◆ WRITTEN REQUEST: Give every line below again, exactly.
========================
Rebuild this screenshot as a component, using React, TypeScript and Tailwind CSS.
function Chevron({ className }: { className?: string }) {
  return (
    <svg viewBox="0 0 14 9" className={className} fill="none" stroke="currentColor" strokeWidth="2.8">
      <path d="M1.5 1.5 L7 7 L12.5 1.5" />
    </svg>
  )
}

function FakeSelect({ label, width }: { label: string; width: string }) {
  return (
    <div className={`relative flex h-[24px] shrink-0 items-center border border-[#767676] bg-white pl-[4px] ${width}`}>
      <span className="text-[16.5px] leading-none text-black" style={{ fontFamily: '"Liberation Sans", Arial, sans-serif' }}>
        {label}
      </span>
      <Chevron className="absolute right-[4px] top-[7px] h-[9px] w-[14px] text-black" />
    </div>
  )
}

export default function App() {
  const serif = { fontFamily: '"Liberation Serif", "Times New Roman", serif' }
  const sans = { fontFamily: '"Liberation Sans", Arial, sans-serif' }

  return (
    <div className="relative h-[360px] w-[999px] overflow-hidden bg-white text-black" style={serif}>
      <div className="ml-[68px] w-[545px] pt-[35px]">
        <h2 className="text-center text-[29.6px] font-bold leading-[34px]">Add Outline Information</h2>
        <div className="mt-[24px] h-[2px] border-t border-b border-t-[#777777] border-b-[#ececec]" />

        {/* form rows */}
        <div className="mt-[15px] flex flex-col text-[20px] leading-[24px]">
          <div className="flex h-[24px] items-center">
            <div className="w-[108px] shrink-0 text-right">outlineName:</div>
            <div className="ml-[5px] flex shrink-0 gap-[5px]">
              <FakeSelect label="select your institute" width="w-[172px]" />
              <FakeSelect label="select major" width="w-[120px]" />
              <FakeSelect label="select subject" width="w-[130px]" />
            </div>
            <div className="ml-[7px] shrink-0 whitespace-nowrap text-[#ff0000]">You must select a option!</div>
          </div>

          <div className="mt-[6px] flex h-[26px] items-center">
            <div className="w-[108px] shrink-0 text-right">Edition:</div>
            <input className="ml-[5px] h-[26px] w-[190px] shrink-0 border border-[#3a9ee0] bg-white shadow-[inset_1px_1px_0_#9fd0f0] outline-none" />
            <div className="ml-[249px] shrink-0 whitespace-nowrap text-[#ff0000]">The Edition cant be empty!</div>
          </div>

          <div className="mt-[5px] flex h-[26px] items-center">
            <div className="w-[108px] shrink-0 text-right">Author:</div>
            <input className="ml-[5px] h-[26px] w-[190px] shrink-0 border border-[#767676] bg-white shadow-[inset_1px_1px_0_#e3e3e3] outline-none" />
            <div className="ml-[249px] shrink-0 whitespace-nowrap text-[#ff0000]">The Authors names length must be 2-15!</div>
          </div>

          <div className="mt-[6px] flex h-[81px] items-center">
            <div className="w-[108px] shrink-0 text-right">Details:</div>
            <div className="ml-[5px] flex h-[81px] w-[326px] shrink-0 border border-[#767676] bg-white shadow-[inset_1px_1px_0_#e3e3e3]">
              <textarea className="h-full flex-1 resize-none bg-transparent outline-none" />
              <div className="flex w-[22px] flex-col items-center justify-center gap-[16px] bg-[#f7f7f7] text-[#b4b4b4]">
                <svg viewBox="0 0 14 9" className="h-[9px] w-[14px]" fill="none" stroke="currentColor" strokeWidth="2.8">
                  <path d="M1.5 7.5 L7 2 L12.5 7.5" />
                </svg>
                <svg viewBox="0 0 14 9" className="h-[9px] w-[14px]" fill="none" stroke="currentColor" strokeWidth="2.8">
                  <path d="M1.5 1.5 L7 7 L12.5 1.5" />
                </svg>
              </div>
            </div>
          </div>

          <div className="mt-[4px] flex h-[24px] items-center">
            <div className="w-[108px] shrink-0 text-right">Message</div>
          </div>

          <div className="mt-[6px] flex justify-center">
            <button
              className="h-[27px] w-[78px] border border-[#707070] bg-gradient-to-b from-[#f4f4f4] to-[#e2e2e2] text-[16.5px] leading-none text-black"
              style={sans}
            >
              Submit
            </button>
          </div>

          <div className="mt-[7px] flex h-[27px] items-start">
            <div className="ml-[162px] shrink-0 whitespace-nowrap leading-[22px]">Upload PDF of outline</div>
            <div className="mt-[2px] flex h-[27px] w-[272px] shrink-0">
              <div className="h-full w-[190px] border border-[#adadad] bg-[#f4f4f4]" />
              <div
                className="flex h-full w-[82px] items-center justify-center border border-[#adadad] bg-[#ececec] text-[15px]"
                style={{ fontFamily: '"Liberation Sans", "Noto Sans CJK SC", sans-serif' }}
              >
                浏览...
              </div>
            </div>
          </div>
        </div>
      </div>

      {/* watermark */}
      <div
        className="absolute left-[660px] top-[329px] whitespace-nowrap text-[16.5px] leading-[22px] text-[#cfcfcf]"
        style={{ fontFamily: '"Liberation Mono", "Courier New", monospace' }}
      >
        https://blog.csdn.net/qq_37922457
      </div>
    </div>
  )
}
========================
◆ TASK OUTPUT:
Rebuild this screenshot as a component, using React, TypeScript and Tailwind CSS.
function Chevron({ className }: { className?: string }) {
  return (
    <svg viewBox="0 0 14 9" className={className} fill="none" stroke="currentColor" strokeWidth="2.8">
      <path d="M1.5 1.5 L7 7 L12.5 1.5" />
    </svg>
  )
}

function FakeSelect({ label, width }: { label: string; width: string }) {
  return (
    <div className={`relative flex h-[24px] shrink-0 items-center border border-[#767676] bg-white pl-[4px] ${width}`}>
      <span className="text-[16.5px] leading-none text-black" style={{ fontFamily: '"Liberation Sans", Arial, sans-serif' }}>
        {label}
      </span>
      <Chevron className="absolute right-[4px] top-[7px] h-[9px] w-[14px] text-black" />
    </div>
  )
}

export default function App() {
  const serif = { fontFamily: '"Liberation Serif", "Times New Roman", serif' }
  const sans = { fontFamily: '"Liberation Sans", Arial, sans-serif' }

  return (
    <div className="relative h-[360px] w-[999px] overflow-hidden bg-white text-black" style={serif}>
      <div className="ml-[68px] w-[545px] pt-[35px]">
        <h2 className="text-center text-[29.6px] font-bold leading-[34px]">Add Outline Information</h2>
        <div className="mt-[24px] h-[2px] border-t border-b border-t-[#777777] border-b-[#ececec]" />

        {/* form rows */}
        <div className="mt-[15px] flex flex-col text-[20px] leading-[24px]">
          <div className="flex h-[24px] items-center">
            <div className="w-[108px] shrink-0 text-right">outlineName:</div>
            <div className="ml-[5px] flex shrink-0 gap-[5px]">
              <FakeSelect label="select your institute" width="w-[172px]" />
              <FakeSelect label="select major" width="w-[120px]" />
              <FakeSelect label="select subject" width="w-[130px]" />
            </div>
            <div className="ml-[7px] shrink-0 whitespace-nowrap text-[#ff0000]">You must select a option!</div>
          </div>

          <div className="mt-[6px] flex h-[26px] items-center">
            <div className="w-[108px] shrink-0 text-right">Edition:</div>
            <input className="ml-[5px] h-[26px] w-[190px] shrink-0 border border-[#3a9ee0] bg-white shadow-[inset_1px_1px_0_#9fd0f0] outline-none" />
            <div className="ml-[249px] shrink-0 whitespace-nowrap text-[#ff0000]">The Edition cant be empty!</div>
          </div>

          <div className="mt-[5px] flex h-[26px] items-center">
            <div className="w-[108px] shrink-0 text-right">Author:</div>
            <input className="ml-[5px] h-[26px] w-[190px] shrink-0 border border-[#767676] bg-white shadow-[inset_1px_1px_0_#e3e3e3] outline-none" />
            <div className="ml-[249px] shrink-0 whitespace-nowrap text-[#ff0000]">The Authors names length must be 2-15!</div>
          </div>

          <div className="mt-[6px] flex h-[81px] items-center">
            <div className="w-[108px] shrink-0 text-right">Details:</div>
            <div className="ml-[5px] flex h-[81px] w-[326px] shrink-0 border border-[#767676] bg-white shadow-[inset_1px_1px_0_#e3e3e3]">
              <textarea className="h-full flex-1 resize-none bg-transparent outline-none" />
              <div className="flex w-[22px] flex-col items-center justify-center gap-[16px] bg-[#f7f7f7] text-[#b4b4b4]">
                <svg viewBox="0 0 14 9" className="h-[9px] w-[14px]" fill="none" stroke="currentColor" strokeWidth="2.8">
                  <path d="M1.5 7.5 L7 2 L12.5 7.5" />
                </svg>
                <svg viewBox="0 0 14 9" className="h-[9px] w-[14px]" fill="none" stroke="currentColor" strokeWidth="2.8">
                  <path d="M1.5 1.5 L7 7 L12.5 1.5" />
                </svg>
              </div>
            </div>
          </div>

          <div className="mt-[4px] flex h-[24px] items-center">
            <div className="w-[108px] shrink-0 text-right">Message</div>
          </div>

          <div className="mt-[6px] flex justify-center">
            <button
              className="h-[27px] w-[78px] border border-[#707070] bg-gradient-to-b from-[#f4f4f4] to-[#e2e2e2] text-[16.5px] leading-none text-black"
              style={sans}
            >
              Submit
            </button>
          </div>

          <div className="mt-[7px] flex h-[27px] items-start">
            <div className="ml-[162px] shrink-0 whitespace-nowrap leading-[22px]">Upload PDF of outline</div>
            <div className="mt-[2px] flex h-[27px] w-[272px] shrink-0">
              <div className="h-full w-[190px] border border-[#adadad] bg-[#f4f4f4]" />
              <div
                className="flex h-full w-[82px] items-center justify-center border border-[#adadad] bg-[#ececec] text-[15px]"
                style={{ fontFamily: '"Liberation Sans", "Noto Sans CJK SC", sans-serif' }}
              >
                浏览...
              </div>
            </div>
          </div>
        </div>
      </div>

      {/* watermark */}
      <div
        className="absolute left-[660px] top-[329px] whitespace-nowrap text-[16.5px] leading-[22px] text-[#cfcfcf]"
        style={{ fontFamily: '"Liberation Mono", "Courier New", monospace' }}
      >
        https://blog.csdn.net/qq_37922457
      </div>
    </div>
  )
}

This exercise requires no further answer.